* [Exercise aim] Take every line that has the string "TypeScript" and copy it out.

+ + + + + + +

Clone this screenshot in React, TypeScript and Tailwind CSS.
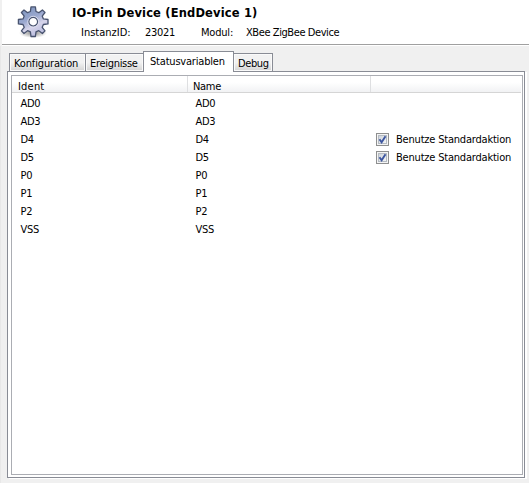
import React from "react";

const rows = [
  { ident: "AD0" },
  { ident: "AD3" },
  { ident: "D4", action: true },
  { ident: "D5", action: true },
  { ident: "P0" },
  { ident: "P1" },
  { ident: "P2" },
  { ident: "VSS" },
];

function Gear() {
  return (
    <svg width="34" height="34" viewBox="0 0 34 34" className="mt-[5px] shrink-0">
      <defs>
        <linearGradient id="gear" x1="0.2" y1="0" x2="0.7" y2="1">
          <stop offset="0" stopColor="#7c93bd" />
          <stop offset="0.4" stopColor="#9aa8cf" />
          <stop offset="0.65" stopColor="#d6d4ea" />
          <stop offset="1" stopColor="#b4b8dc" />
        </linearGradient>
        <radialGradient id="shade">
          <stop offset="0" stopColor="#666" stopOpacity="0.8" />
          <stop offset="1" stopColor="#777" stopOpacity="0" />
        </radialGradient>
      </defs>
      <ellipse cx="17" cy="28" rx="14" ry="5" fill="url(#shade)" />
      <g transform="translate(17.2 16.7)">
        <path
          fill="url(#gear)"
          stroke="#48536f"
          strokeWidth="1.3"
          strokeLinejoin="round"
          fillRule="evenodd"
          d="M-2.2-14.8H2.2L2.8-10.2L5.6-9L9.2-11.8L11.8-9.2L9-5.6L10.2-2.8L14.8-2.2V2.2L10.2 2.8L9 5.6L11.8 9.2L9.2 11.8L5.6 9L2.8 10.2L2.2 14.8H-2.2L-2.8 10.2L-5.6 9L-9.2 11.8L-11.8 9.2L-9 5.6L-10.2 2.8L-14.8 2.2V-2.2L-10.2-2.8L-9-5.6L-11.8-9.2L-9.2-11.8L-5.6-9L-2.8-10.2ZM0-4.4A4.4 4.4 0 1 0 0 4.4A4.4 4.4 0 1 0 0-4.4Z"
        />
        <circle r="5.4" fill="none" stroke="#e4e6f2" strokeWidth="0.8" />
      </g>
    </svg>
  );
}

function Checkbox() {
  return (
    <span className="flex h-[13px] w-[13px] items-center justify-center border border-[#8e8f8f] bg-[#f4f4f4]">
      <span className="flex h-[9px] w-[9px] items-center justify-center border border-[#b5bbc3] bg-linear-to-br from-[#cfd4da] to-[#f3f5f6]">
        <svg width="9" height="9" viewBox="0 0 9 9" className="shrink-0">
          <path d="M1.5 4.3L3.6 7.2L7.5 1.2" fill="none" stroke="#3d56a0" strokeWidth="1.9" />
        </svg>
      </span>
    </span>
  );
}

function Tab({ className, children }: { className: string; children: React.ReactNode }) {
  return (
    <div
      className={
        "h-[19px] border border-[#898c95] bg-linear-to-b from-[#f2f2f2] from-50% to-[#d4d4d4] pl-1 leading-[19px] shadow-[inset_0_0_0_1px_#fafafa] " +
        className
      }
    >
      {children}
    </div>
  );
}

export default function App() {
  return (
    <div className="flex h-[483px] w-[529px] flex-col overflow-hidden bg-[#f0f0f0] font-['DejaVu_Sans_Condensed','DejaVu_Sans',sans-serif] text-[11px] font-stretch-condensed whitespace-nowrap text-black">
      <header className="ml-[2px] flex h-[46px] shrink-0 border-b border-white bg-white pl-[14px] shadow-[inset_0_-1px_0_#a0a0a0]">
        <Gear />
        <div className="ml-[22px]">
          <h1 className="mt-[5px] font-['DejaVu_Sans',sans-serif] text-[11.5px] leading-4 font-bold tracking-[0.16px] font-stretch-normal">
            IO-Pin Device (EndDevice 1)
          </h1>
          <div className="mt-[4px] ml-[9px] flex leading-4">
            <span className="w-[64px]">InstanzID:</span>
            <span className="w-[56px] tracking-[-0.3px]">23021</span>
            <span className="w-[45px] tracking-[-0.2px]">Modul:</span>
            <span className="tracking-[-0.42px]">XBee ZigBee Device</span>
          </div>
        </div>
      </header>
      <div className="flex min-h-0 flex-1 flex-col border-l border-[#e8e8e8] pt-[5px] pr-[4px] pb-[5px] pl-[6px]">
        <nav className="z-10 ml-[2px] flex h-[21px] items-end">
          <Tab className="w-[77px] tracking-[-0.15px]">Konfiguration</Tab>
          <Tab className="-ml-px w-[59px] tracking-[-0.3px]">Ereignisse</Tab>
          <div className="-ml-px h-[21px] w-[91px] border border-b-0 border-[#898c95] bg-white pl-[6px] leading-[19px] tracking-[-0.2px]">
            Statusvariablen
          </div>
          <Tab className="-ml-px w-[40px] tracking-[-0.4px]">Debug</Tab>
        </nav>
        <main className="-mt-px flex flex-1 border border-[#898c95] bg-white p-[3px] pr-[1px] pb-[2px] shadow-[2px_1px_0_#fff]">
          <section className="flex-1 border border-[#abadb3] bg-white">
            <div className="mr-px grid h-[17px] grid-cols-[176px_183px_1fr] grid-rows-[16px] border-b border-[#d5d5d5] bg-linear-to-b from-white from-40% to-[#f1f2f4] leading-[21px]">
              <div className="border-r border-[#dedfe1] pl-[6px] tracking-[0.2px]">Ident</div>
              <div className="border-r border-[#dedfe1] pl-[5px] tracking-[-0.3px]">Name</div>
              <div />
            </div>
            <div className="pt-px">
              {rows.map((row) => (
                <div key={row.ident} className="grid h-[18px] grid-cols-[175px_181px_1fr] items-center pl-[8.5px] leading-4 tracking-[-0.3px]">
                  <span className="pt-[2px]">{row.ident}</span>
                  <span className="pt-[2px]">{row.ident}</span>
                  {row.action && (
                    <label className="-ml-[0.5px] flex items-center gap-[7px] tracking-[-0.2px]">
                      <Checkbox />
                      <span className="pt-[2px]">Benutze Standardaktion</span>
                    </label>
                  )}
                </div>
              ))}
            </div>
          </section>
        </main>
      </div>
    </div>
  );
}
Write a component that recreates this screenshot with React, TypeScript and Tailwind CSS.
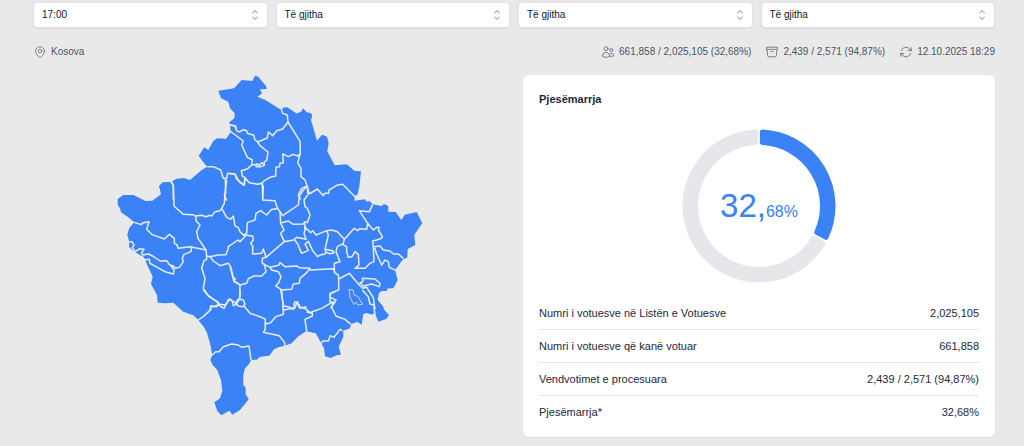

+ + + + + + +

* [Result]
Clone this screenshot in React, TypeScript and Tailwind CSS.
Write a component that recreates this screenshot with React, TypeScript and Tailwind CSS.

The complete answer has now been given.